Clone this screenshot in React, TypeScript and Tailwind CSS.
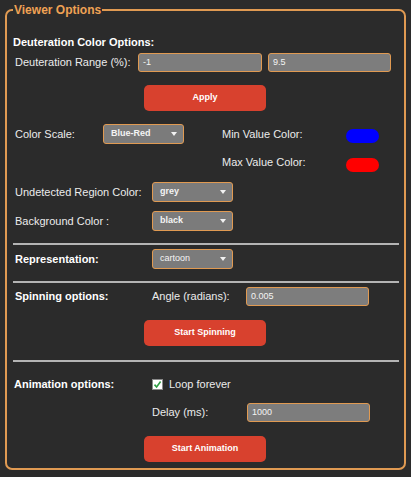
const font = { fontFamily: '"Liberation Sans", Arial, sans-serif' };

const Caret = () => (
  <svg width="6" height="4" viewBox="0 0 6 4" className="shrink-0">
    <path d="M0 0 L6 0 L3 4 Z" fill="#f2f2f2" />
  </svg>
);

const Select = ({ value, w = "w-[81px]", bold = true }: { value: string; w?: string; bold?: boolean }) => (
  <div
    className={`${w} h-[20px] flex items-center justify-between pl-[7px] pr-[6px] bg-[#7b7b7b] border-[1.5px] border-[#e09a52] rounded-[3px] text-[9px] text-[#f4f4f4] ${bold ? "font-bold" : ""}`}
  >
    <span>{value}</span>
    <Caret />
  </div>
);

const TextBox = ({ value, w = "w-[124px]" }: { value: string; w?: string }) => (
  <div
    className={`${w} h-[19px] flex items-center pl-[4px] bg-[#7d7d7d] border-[1.5px] border-[#e09a52] rounded-[3px] text-[9px] text-[#f4f4f4]`}
  >
    {value}
  </div>
);

const RedButton = ({ label, mt }: { label: string; mt: string }) => (
  <div className={`${mt} ml-[131px] w-[122px] h-[26px] flex items-center justify-center bg-[#d8412e] rounded-[5px] text-[9px] font-bold text-white`}>
    {label}
  </div>
);

const Rule = ({ mt }: { mt: string }) => <div className={`${mt} h-[2px] bg-[#b4b4b4]`} />;

export default function App() {
  return (
    <div style={font} className="w-[411px] h-[477px] bg-[#2b2b2b] pt-[3px] px-[5px] text-[11px] text-[#ececec]">
      <fieldset className="h-[467px] border-2 border-[#e09a52] rounded-[7px] pl-[6px] pr-[5px]">
        <legend className="px-[1px] text-[12px] leading-[14px] font-bold text-[#f0a254]">Viewer Options</legend>

        <div className="mt-[19px] h-[13px] leading-[13px] font-bold text-white">Deuteration Color Options:</div>

        <div className="mt-[4px] flex items-center">
          <span className="ml-[2px] w-[123px]">Deuteration Range (%):</span>
          <TextBox value="-1" />
          <div className="w-[6px]" />
          <TextBox value="9.5" w="w-[123px]" />
        </div>

        <RedButton label="Apply" mt="mt-[13px]" />

        <div className="mt-[13px] ml-[2px] grid grid-cols-[88px_119px_124px_auto] items-center h-[20px]">
          <span>Color Scale:</span>
          <Select value="Blue-Red" />
          <span>Min Value Color:</span>
          <div className="w-[33px] h-[14px] mt-[4px] rounded-full bg-[#0000ff]" />
        </div>

        <div className="mt-[8px] ml-[2px] grid grid-cols-[88px_119px_124px_auto] items-center h-[20px]">
          <span />
          <span />
          <span>Max Value Color:</span>
          <div className="w-[33px] h-[14px] mt-[5px] rounded-full bg-[#ff0000]" />
        </div>

        <div className="mt-[10px] ml-[2px] flex items-center h-[20px]">
          <span className="w-[137px]">Undetected Region Color:</span>
          <Select value="grey" />
        </div>

        <div className="mt-[9px] ml-[2px] flex items-center h-[20px]">
          <span className="w-[137px]">Background Color :</span>
          <Select value="black" />
        </div>

        <Rule mt="mt-[12px]" />

        <div className="mt-[4px] ml-[2px] flex items-center h-[20px]">
          <span className="w-[137px] font-bold text-white">Representation:</span>
          <Select value="cartoon" bold={false} />
        </div>

        <Rule mt="mt-[12px]" />

        <div className="mt-[4px] ml-[2px] flex items-center h-[19px]">
          <span className="w-[137px] font-bold text-white">Spinning options:</span>
          <span className="w-[94px]">Angle (radians):</span>
          <TextBox value="0.005" w="w-[123px]" />
        </div>

        <RedButton label="Start Spinning" mt="mt-[14px]" />

        <Rule mt="mt-[14px]" />

        <div className="mt-[12px] ml-[1px] flex items-center h-[20px]">
          <span className="w-[138px] font-bold text-white">Animation options:</span>
          <span className="w-[11px] h-[11px] mr-[6px] flex items-center justify-center bg-white border border-[#8a8a8a]">
            <svg width="9" height="9" viewBox="0 0 9 9">
              <path d="M1.5 4.6 L3.6 7 L7.6 1.6" fill="none" stroke="#2f9e44" strokeWidth="1.6" />
            </svg>
          </span>
          <span>Loop forever</span>
        </div>

        <div className="mt-[9px] ml-[139px] flex items-center h-[19px]">
          <span className="w-[95px]">Delay (ms):</span>
          <TextBox value="1000" w="w-[123px]" />
        </div>

        <RedButton label="Start Animation" mt="mt-[14px]" />
      </fieldset>
    </div>
  );
}
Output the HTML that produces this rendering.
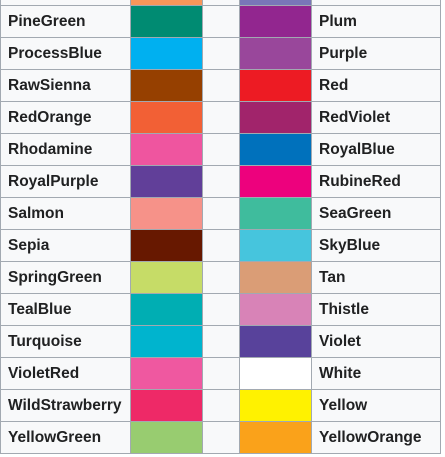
<!DOCTYPE html>
<html><head><meta charset="utf-8"><style>
html,body{margin:0;padding:0;width:445px;height:457px;background:#fff;overflow:hidden}
.c{position:absolute;box-sizing:border-box}
.t{position:absolute;font-family:"Liberation Sans","Noto Sans CJK SC",sans-serif;font-weight:bold;font-size:15.5px;color:#202122;line-height:32px;white-space:nowrap}
</style></head><body>
<div id="g"></div>
<script>
var rows=[["PineGreen","#008B72","#92268F","Plum"],["ProcessBlue","#00B0F0","#99479B","Purple"],["RawSienna","#964000","#ED1B23","Red"],["RedOrange","#F26035","#A1246B","RedViolet"],["Rhodamine","#EF559F","#0071BC","RoyalBlue"],["RoyalPurple","#613F99","#ED017D","RubineRed"],["Salmon","#F69289","#3FBC9D","SeaGreen"],["Sepia","#671800","#46C5DD","SkyBlue"],["SpringGreen","#C6DC67","#DA9D76","Tan"],["TealBlue","#00AEB3","#D883B7","Thistle"],["Turquoise","#00B4CE","#58429B","Violet"],["VioletRed","#EF58A0","#FFFFFF","White"],["WildStrawberry","#EE2967","#FFF200","Yellow"],["YellowGreen","#98CC70","#FAA21A","YellowOrange"]];
var h='';
h+='<div class="c" style="left:0;top:0;width:441px;height:454px;background:#f8f9fa"></div>';
h+='<div class="c" style="left:131px;top:0;width:71px;height:5px;background:#F7965A"></div>';
h+='<div class="c" style="left:240px;top:0;width:71px;height:5px;background:#7977B8"></div>';
for(var i=0;i<rows.length;i++){var y=6+i*32,r=rows[i];
h+='<div class="t" style="left:8px;top:'+y+'px">'+r[0]+'</div>';
h+='<div class="c" style="left:131px;top:'+y+'px;width:71px;height:31px;background:'+r[1]+'"></div>';
h+='<div class="c" style="left:240px;top:'+y+'px;width:71px;height:31px;background:'+r[2]+'"></div>';
h+='<div class="t" style="left:319px;top:'+y+'px">'+r[3]+'</div>';}
for(var i=0;i<=14;i++){h+='<div class="c" style="left:0;top:'+(5+i*32)+'px;width:441px;height:1px;background:#a2a9b1"></div>';}
[0,130,202,239,311,440].forEach(function(x){h+='<div class="c" style="left:'+x+'px;top:0;width:1px;height:454px;background:#a2a9b1"></div>';});
document.getElementById('g').innerHTML=h;
</script>
</body></html>
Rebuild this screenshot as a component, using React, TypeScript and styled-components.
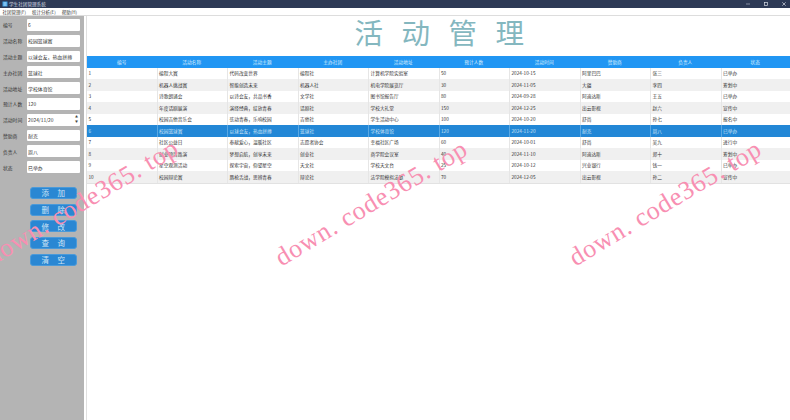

=-=-=-=-=

EXERCISE AIM: The records above must be printed exactly; the pictures stay out.

ANSWER FOR THIS EXERCISE:
Clone this screenshot in React, TypeScript and Tailwind CSS.
const font = { fontFamily: '"Liberation Sans", Arial, sans-serif' };

const Caret = () => (
  <svg width="6" height="4" viewBox="0 0 6 4" className="shrink-0">
    <path d="M0 0 L6 0 L3 4 Z" fill="#f2f2f2" />
  </svg>
);

const Select = ({ value, w = "w-[81px]", bold = true }: { value: string; w?: string; bold?: boolean }) => (
  <div
    className={`${w} h-[20px] flex items-center justify-between pl-[7px] pr-[6px] bg-[#7b7b7b] border-[1.5px] border-[#e09a52] rounded-[3px] text-[9px] text-[#f4f4f4] ${bold ? "font-bold" : ""}`}
  >
    <span>{value}</span>
    <Caret />
  </div>
);

const TextBox = ({ value, w = "w-[124px]" }: { value: string; w?: string }) => (
  <div
    className={`${w} h-[19px] flex items-center pl-[4px] bg-[#7d7d7d] border-[1.5px] border-[#e09a52] rounded-[3px] text-[9px] text-[#f4f4f4]`}
  >
    {value}
  </div>
);

const RedButton = ({ label, mt }: { label: string; mt: string }) => (
  <div className={`${mt} ml-[131px] w-[122px] h-[26px] flex items-center justify-center bg-[#d8412e] rounded-[5px] text-[9px] font-bold text-white`}>
    {label}
  </div>
);

const Rule = ({ mt }: { mt: string }) => <div className={`${mt} h-[2px] bg-[#b4b4b4]`} />;

export default function App() {
  return (
    <div style={font} className="w-[411px] h-[477px] bg-[#2b2b2b] pt-[3px] px-[5px] text-[11px] text-[#ececec]">
      <fieldset className="h-[467px] border-2 border-[#e09a52] rounded-[7px] pl-[6px] pr-[5px]">
        <legend className="px-[1px] text-[12px] leading-[14px] font-bold text-[#f0a254]">Viewer Options</legend>

        <div className="mt-[19px] h-[13px] leading-[13px] font-bold text-white">Deuteration Color Options:</div>

        <div className="mt-[4px] flex items-center">
          <span className="ml-[2px] w-[123px]">Deuteration Range (%):</span>
          <TextBox value="-1" />
          <div className="w-[6px]" />
          <TextBox value="9.5" w="w-[123px]" />
        </div>

        <RedButton label="Apply" mt="mt-[13px]" />

        <div className="mt-[13px] ml-[2px] grid grid-cols-[88px_119px_124px_auto] items-center h-[20px]">
          <span>Color Scale:</span>
          <Select value="Blue-Red" />
          <span>Min Value Color:</span>
          <div className="w-[33px] h-[14px] mt-[4px] rounded-full bg-[#0000ff]" />
        </div>

        <div className="mt-[8px] ml-[2px] grid grid-cols-[88px_119px_124px_auto] items-center h-[20px]">
          <span />
          <span />
          <span>Max Value Color:</span>
          <div className="w-[33px] h-[14px] mt-[5px] rounded-full bg-[#ff0000]" />
        </div>

        <div className="mt-[10px] ml-[2px] flex items-center h-[20px]">
          <span className="w-[137px]">Undetected Region Color:</span>
          <Select value="grey" />
        </div>

        <div className="mt-[9px] ml-[2px] flex items-center h-[20px]">
          <span className="w-[137px]">Background Color :</span>
          <Select value="black" />
        </div>

        <Rule mt="mt-[12px]" />

        <div className="mt-[4px] ml-[2px] flex items-center h-[20px]">
          <span className="w-[137px] font-bold text-white">Representation:</span>
          <Select value="cartoon" bold={false} />
        </div>

        <Rule mt="mt-[12px]" />

        <div className="mt-[4px] ml-[2px] flex items-center h-[19px]">
          <span className="w-[137px] font-bold text-white">Spinning options:</span>
          <span className="w-[94px]">Angle (radians):</span>
          <TextBox value="0.005" w="w-[123px]" />
        </div>

        <RedButton label="Start Spinning" mt="mt-[14px]" />

        <Rule mt="mt-[14px]" />

        <div className="mt-[12px] ml-[1px] flex items-center h-[20px]">
          <span className="w-[138px] font-bold text-white">Animation options:</span>
          <span className="w-[11px] h-[11px] mr-[6px] flex items-center justify-center bg-white border border-[#8a8a8a]">
            <svg width="9" height="9" viewBox="0 0 9 9">
              <path d="M1.5 4.6 L3.6 7 L7.6 1.6" fill="none" stroke="#2f9e44" strokeWidth="1.6" />
            </svg>
          </span>
          <span>Loop forever</span>
        </div>

        <div className="mt-[9px] ml-[139px] flex items-center h-[19px]">
          <span className="w-[95px]">Delay (ms):</span>
          <TextBox value="1000" w="w-[123px]" />
        </div>

        <RedButton label="Start Animation" mt="mt-[14px]" />
      </fieldset>
    </div>
  );
}
Output the HTML that produces this rendering.
<!DOCTYPE html>
<html><head><meta charset="utf-8"><style>
html,body{margin:0;padding:0;width:445px;height:457px;background:#fff;overflow:hidden}
.c{position:absolute;box-sizing:border-box}
.t{position:absolute;font-family:"Liberation Sans","Noto Sans CJK SC",sans-serif;font-weight:bold;font-size:15.5px;color:#202122;line-height:32px;white-space:nowrap}
</style></head><body>
<div id="g"></div>
<script>
var rows=[["PineGreen","#008B72","#92268F","Plum"],["ProcessBlue","#00B0F0","#99479B","Purple"],["RawSienna","#964000","#ED1B23","Red"],["RedOrange","#F26035","#A1246B","RedViolet"],["Rhodamine","#EF559F","#0071BC","RoyalBlue"],["RoyalPurple","#613F99","#ED017D","RubineRed"],["Salmon","#F69289","#3FBC9D","SeaGreen"],["Sepia","#671800","#46C5DD","SkyBlue"],["SpringGreen","#C6DC67","#DA9D76","Tan"],["TealBlue","#00AEB3","#D883B7","Thistle"],["Turquoise","#00B4CE","#58429B","Violet"],["VioletRed","#EF58A0","#FFFFFF","White"],["WildStrawberry","#EE2967","#FFF200","Yellow"],["YellowGreen","#98CC70","#FAA21A","YellowOrange"]];
var h='';
h+='<div class="c" style="left:0;top:0;width:441px;height:454px;background:#f8f9fa"></div>';
h+='<div class="c" style="left:131px;top:0;width:71px;height:5px;background:#F7965A"></div>';
h+='<div class="c" style="left:240px;top:0;width:71px;height:5px;background:#7977B8"></div>';
for(var i=0;i<rows.length;i++){var y=6+i*32,r=rows[i];
h+='<div class="t" style="left:8px;top:'+y+'px">'+r[0]+'</div>';
h+='<div class="c" style="left:131px;top:'+y+'px;width:71px;height:31px;background:'+r[1]+'"></div>';
h+='<div class="c" style="left:240px;top:'+y+'px;width:71px;height:31px;background:'+r[2]+'"></div>';
h+='<div class="t" style="left:319px;top:'+y+'px">'+r[3]+'</div>';}
for(var i=0;i<=14;i++){h+='<div class="c" style="left:0;top:'+(5+i*32)+'px;width:441px;height:1px;background:#a2a9b1"></div>';}
[0,130,202,239,311,440].forEach(function(x){h+='<div class="c" style="left:'+x+'px;top:0;width:1px;height:454px;background:#a2a9b1"></div>';});
document.getElementById('g').innerHTML=h;
</script>
</body></html>
Rebuild this screenshot as a component, using React, TypeScript and styled-components.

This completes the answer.